Understanding The Product Lifecycle

DoubtNut's upload fix crashed 10% more users the next day. Their auto-play feature drained students' daily data allowance in minutes. Three failures, one cause -- building with the wrong picture of the user.

June 7, 202610 min read1 / 4

The previous post set up the problem: a significant share of DoubtNut's daily users were failing to upload their question photos because of poor network quality. Fix this before anything else.

What I did not tell you is what happened when we actually tried to fix it.

The First Instinct: Compress the Image

The obvious approach is compression. If the image is too large to upload on a slow connection, make it smaller.

That works for photos of people and landscapes. It does not work for photos of textbook questions.

A DoubtNut photo contains printed text -- equations, diagrams, handwritten numbers. When you compress that image, you degrade the resolution of the characters. The OCR system reading the question now receives a blurrier input. A smudged "2" becomes a "7". A fraction becomes unreadable. The system maps the degraded text to the wrong video.

The user gets a solution to a different problem.

From their perspective, the app answered the wrong question. They do not know the image was compressed. They do not know OCR was involved at all. They think the app is broken.

They uninstall.

Compression trades one failure mode for a worse one. An upload failure is at least honest -- the user knows something went wrong. A wrong answer destroys credibility silently. The user leaves convinced the product does not work, not that their network was slow.

DoubtNut's upload routing: fast networks send to backend OCR pipeline; slow networks trigger on-device OCR, which hung 512MB-RAM devices and forced an emergency rollback ExpandDoubtNut's upload routing: fast networks send to backend OCR pipeline; slow networks trigger on-device OCR, which hung 512MB-RAM devices and forced an emergency rollback

The Real Solution: Know the Network

The solution we eventually built started with one observation: the quality problem only existed on poor networks.

On a fast connection -- 4G or good Wi-Fi -- sending the full image to the backend server was always the right approach. Our backend had a purpose-built OCR pipeline we had spent months tuning. It produced the most accurate question extraction possible. There was no reason to compromise on it when the network could handle the payload.

The weak network case was the only one that needed a different path.

Here, the full image upload would time out or fail entirely. The fallback: extract the text on the device itself, and send only the text to the backend. Text is orders of magnitude smaller than an image. Even on 2G, a text payload goes through.

Google's Firebase ML Kit provided the tool -- an on-device OCR library that could read text from an image without making a network call. We used lazy loading: the library was not bundled in the initial APK. After the user installed the app, the library downloaded silently in the background. By the time a user hit a poor-network session, the SDK was already on their device.

The routing logic became:

  • Detect network quality at the moment of upload
  • If strong: send full image to backend pipeline
  • If weak: run on-device OCR, extract text, send text only

We ran this experiment for two to three months. On good networks, the backend pipeline was more accurate. On poor networks, on-device extraction was good enough to return a usable answer and keep the user in the product.

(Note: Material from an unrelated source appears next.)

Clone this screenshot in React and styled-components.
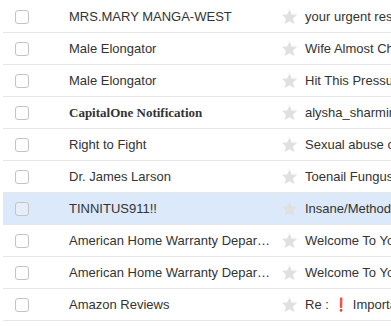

It felt like we had solved it.

What We Got Wrong

We had not tested on the devices our users actually owned.

DoubtNut's users -- students in Tier 3 and Tier 4 cities, on 2G and 3G connections -- were not carrying flagship Android phones. They had budget devices. Many of them had 512MB of RAM.

When a device with 512MB of RAM lazy-loaded the Firebase ML SDK and tried to run on-device OCR, it hit a wall. The SDK consumed most of the device's available memory. Other processes were starved.

The phone started hanging.

From the user's perspective: they took a photo, waited, and the app froze.

We had to roll back entirely and push an emergency update.

The lesson is not that client-side ML is wrong. It is that every architectural decision carries hidden assumptions about the device it runs on. We designed the fallback with a mental model of a phone that did not match the phone in our user's hand.

This was 2017-2018. Mobile ML libraries were young. Device fragmentation was severe.

On-device AI tooling was nowhere near what it is today. Those constraints shaped every decision.

The right question to ask before implementing any client-side processing: what is the lowest-specification device this will run on, and have I actually tested on it? If the answer is "I am not sure," that is already the answer.

The Number That Made It Real

Before the fix, we were losing 30% of new users every day -- the ones who could not upload their question and left immediately. That number was painful, but at least the cause was obvious.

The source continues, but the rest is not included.